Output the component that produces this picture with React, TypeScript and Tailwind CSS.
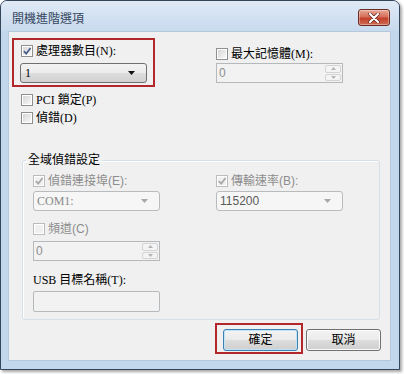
import React from 'react';

const serif = "font-[family-name:'Liberation_Serif','Noto_Sans_CJK_TC',serif]";
const sans = "font-[family-name:'Liberation_Sans','Noto_Sans_CJK_TC',sans-serif]";

const CheckBox: React.FC<{ checked?: boolean; disabled?: boolean }> = ({ checked, disabled }) => (
  <span
    className={`flex h-[12px] w-[12px] shrink-0 items-center justify-center border ${
      disabled ? 'border-[#bcbcbc]' : 'border-[#8e8f8f]'
    } bg-white p-[1px]`}
  >
    <span
      className={`relative block h-full w-full ${
        disabled ? 'bg-[#f0f0f0]' : 'bg-gradient-to-br from-[#d6d6d6] to-[#f8f8f8]'
      }`}
    >
      {checked && (
        <svg viewBox="0 0 10 10" className="absolute -left-[1px] -top-[1px] h-[10px] w-[10px]">
          <path
            d="M1.8 5.2 L4.2 7.6 L8.6 2"
            fill="none"
            stroke={disabled ? '#a8a8a8' : '#4a5f8c'}
            strokeWidth="1.7"
          />
        </svg>
      )}
    </span>
  </span>
);

const CheckRow: React.FC<{
  checked?: boolean;
  disabled?: boolean;
  font?: string;
  children: React.ReactNode;
}> = ({ checked, disabled, font = serif, children }) => (
  <div className="flex h-[14px] items-center gap-[3px]">
    <CheckBox checked={checked} disabled={disabled} />
    <span
      className={`${font} whitespace-nowrap text-[12px] leading-[14px] ${
        disabled ? 'text-[#8d8d8d]' : 'text-black'
      }`}
    >
      {children}
    </span>
  </div>
);

const Arrow: React.FC<{ color: string }> = ({ color }) => (
  <svg viewBox="0 0 7 4" className="h-[4px] w-[7px]">
    <path d="M0 0 H7 L3.5 4 Z" fill={color} />
  </svg>
);

const Combo: React.FC<{ value: string; disabled?: boolean; font?: string; textColor?: string }> = ({
  value,
  disabled,
  font = serif,
  textColor,
}) =>
  disabled ? (
    <div className="flex h-[20px] w-[127px] items-center justify-between rounded-[3px] border border-[#b8bcbf] bg-[#f6f6f6] pl-[3px] pr-[11px]">
      <span className={`${font} text-[12px] leading-[14px] ${textColor ?? 'text-[#8a8a8a]'}`}>{value}</span>
      <Arrow color="#a9a9a9" />
    </div>
  ) : (
    <div className="flex h-[20px] w-[127px] items-center justify-between rounded-[3px] border border-[#707070] bg-[linear-gradient(#f3f3f3,#ebebeb_50%,#dddddd_51%,#d1d1d1)] pl-[4px] pr-[11px]">
      <span className={`${font} text-[12px] leading-[14px] text-black`}>{value}</span>
      <Arrow color="#111" />
    </div>
  );

const Spin: React.FC<{ value: string }> = ({ value }) => (
  <div className="flex h-[20px] w-[127px] items-stretch border border-[#b5b9bc] bg-[#f2f2f2]">
    <span className={`${sans} flex-1 pl-[2px] text-[12px] leading-[18px] text-[#8d8d8d]`}>{value}</span>
    <div className="my-[1px] mr-[1px] flex w-[16px] flex-col gap-[1px]">
      <div className="flex flex-1 items-center justify-center rounded-[2px] border border-[#d4d4d4] bg-[#f4f4f4]">
        <svg viewBox="0 0 5 3" className="h-[3px] w-[5px]">
          <path d="M0 3 H5 L2.5 0 Z" fill="#b4b4b4" />
        </svg>
      </div>
      <div className="flex flex-1 items-center justify-center rounded-[2px] border border-[#d4d4d4] bg-[#f4f4f4]">
        <svg viewBox="0 0 5 3" className="h-[3px] w-[5px]">
          <path d="M0 0 H5 L2.5 3 Z" fill="#b4b4b4" />
        </svg>
      </div>
    </div>
  </div>
);

const Button: React.FC<{ label: string; focused?: boolean }> = ({ label, focused }) => (
  <button
    className={`flex h-[22px] w-[75px] items-center justify-center rounded-[3px] border ${
      focused
        ? 'border-[#3c7fb1] shadow-[inset_0_0_0_1px_#bfe3f7]'
        : 'border-[#707070] shadow-[inset_0_0_0_1px_#fbfbfb]'
    } bg-[linear-gradient(#f3f3f3,#ebebeb_50%,#dddddd_51%,#cfcfcf)] ${sans} text-[12px] leading-[14px] text-black`}
  >
    {label}
  </button>
);

export default function App() {
  return (
    <div className="h-[374px] w-[404px] bg-white">
      <div className="flex h-[370px] w-[400px] flex-col rounded-t-[7px] border border-[#34465a] bg-[#c2d7ec] shadow-[2px_2px_3px_rgba(0,0,0,0.35)]">
        {/* title bar */}
        <div className="flex h-[30px] items-start justify-between rounded-t-[6px] bg-gradient-to-b from-[#e0eaf6] to-[#c8daee]">
          <span className={`${sans} ml-[11px] mt-[11px] text-[12px] leading-[14px] text-[#34475e]`}>
            開機進階選項
          </span>
          <div className="mr-[9px] mt-[8px] flex h-[17px] w-[32px] items-center justify-center rounded-[3px] border border-[#6b2a20] bg-[linear-gradient(#e7a896,#d66e5a_45%,#c2412b_55%,#cf6a52)] shadow-[inset_0_0_0_1px_rgba(255,255,255,0.35)]">
            <svg viewBox="0 0 12 10" className="h-[10px] w-[12px]">
              <path d="M2 1 L10 9 M10 1 L2 9" stroke="#5a1f16" strokeWidth="3.4" strokeLinecap="round" />
              <path d="M2 1 L10 9 M10 1 L2 9" stroke="#fff" strokeWidth="2.2" strokeLinecap="round" />
            </svg>
          </div>
        </div>

        {/* client area */}
        <div className="ml-[7px] h-[330px] w-[383px] border border-[#b4c7db] bg-[#f0f0f0]">
          <div className="-m-[1px]">
            {/* top section */}
            <div className="flex pl-[4px] pt-[7px]">
              <div className="flex h-[49px] w-[143px] flex-col border-2 border-[#b3272b] pl-[6px] pt-[4px]">
                <div className="ml-[1px]">
                  <CheckRow checked>處理器數目(N):</CheckRow>
                </div>
                <div className="mt-[5px]">
                  <Combo value="1" />
                </div>
              </div>
              <div className="ml-[61px] flex flex-col pt-[9px]">
                <CheckRow>最大記憶體(M):</CheckRow>
                <div className="mt-[2px]">
                  <Spin value="0" />
                </div>
              </div>
            </div>

            <div className="mt-[6px] flex flex-col gap-[4px] pl-[13px]">
              <CheckRow>PCI 鎖定(P)</CheckRow>
              <CheckRow>偵錯(D)</CheckRow>
            </div>

            {/* group */}
            <fieldset className="ml-[14px] mt-[28px] w-[358px] rounded-[3px] border border-[#d5dfe5] shadow-[inset_1px_1px_0_#fff]">
              <legend className={`${sans} ml-[3px] px-[2px] text-[12px] leading-[14px] text-black`}>
                全域偵錯設定
              </legend>
              <div className="flex flex-col pb-[7px] pl-[10px] pt-[7px]">
                <div className="flex gap-[56px]">
                  <div className="flex w-[127px] flex-col gap-[3px]">
                    <CheckRow checked disabled font={sans}>
                      偵錯連接埠(E):
                    </CheckRow>
                    <Combo value="COM1:" disabled />
                  </div>
                  <div className="flex w-[127px] flex-col gap-[3px]">
                    <CheckRow checked disabled font={sans}>
                      傳輸速率(B):
                    </CheckRow>
                    <Combo value="115200" disabled font={sans} textColor="text-[#5a5a5a]" />
                  </div>
                </div>
                <div className="mt-[11px]">
                  <CheckRow disabled font={sans}>
                    頻道(C)
                  </CheckRow>
                </div>
                <div className="mt-[5px]">
                  <Spin value="0" />
                </div>
                <span className={`${serif} mt-[12px] text-[12px] leading-[14px] text-black`}>
                  USB 目標名稱(T):
                </span>
                <div className="mt-[4px] h-[21px] w-[127px] rounded-[2px] border border-[#b5b9bc] bg-[#f2f2f2]" />
              </div>
            </fieldset>

            {/* buttons */}
            <div className="mt-[3px] flex items-start pl-[207px]">
              <div className="h-[31px] border-2 border-[#b3272b] pb-[1px] pl-[6px] pr-[3px] pt-[4px]">
                <Button label="確定" focused />
              </div>
              <div className="ml-[3px] mt-[6px]">
                <Button label="取消" />
              </div>
            </div>
          </div>
        </div>
      </div>
    </div>
  );
}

━━━━━━━━━━━━━━━━

Pictures are excluded; extract exactly the lines from the start of the data through the line that holds "import React from 'react';", both ends included.

◆ Answer to this problem
Output the component that produces this picture with React, TypeScript and Tailwind CSS.
import React from 'react';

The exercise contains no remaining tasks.